To:- Demi Cup F&M7 and Blue scrolled N over Dresden

Hi Chris

You are most welcome.

I am somewhat behind in answering these submissions at the moment, but I know you had this one and another really interesting one (the jewel encrusted one).

You speeded up the process by sending your queries via my expert service, so I know you had a ker-ching moment with the French Sevres style jewelled cup and saucer. So well done!

This one is interesting to publish because it shows just how wayward some commenters can be.

Bearing in mind I do not consider myself any type of expert on European porcelain, but to
me this looks quite obviously like a late 19th Century Dresden studio, hand-painted on whiteware, from where, who knows or cares? It is not transfer print or enhanced transfer printed. It is a typically small Dresden paint studio, whose mark I don't recognise. If anyone else does, please shout.

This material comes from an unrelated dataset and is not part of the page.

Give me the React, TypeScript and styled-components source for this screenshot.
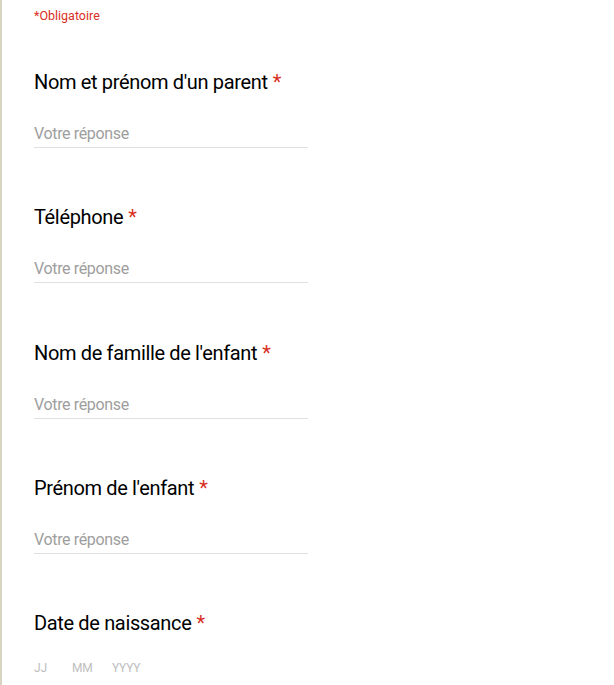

There were hundreds of small Dresden studios, many lost to the records now. I am not sure whether the N pottery mark indicates the name of the small Dresded decorating studio, or it is following the German fashion of the time to mark expert wares with the Naples mark (I have no idea why German exports often featured the Italian N mark, but feature it they did).

Someone trying to link it with Derby porcelain was something that got a train of thought going in my head. I am not an expert, but here's what went on in my mind.....

“Painted by Derby cira. 1770”???? {*pained expression on the face*}. That’s like saying, ‘me and my pet monkey ate a banana on the moon for lunch today’.

That’s truly out to lunch!

Derby is and always has been a maker and never, as far as I know, ever a decorating studio, reduced to buying blanks from other makers.

They were, some say, the first ever porcelain maker in England (1745). A true pioneer of English porcelain making and were real forerunners in developing porcelain bodies in the 18th century. Incidentally, they did this sterling work at a time when clever businessmen like J Wedgwood, were fastidiously avoiding (like the plague) the expensive and technically difficult porcelain slips in favour of good old honest creamware (the body that made his fortune).

To call Derby decorators is somewhat like saying the Queen is making a great career in show business. It misses the point entirely.

Why would they buy blanks from anyone, let alone cart them from across the Great Hungarian Plain on a cart?

Whoever said that needs to be quietly taken away and given some happy pills (then shot!) – or dragged across the Hungarian Plain from a cart)."

Sorry for the stream of consciousness, but I do love my English china.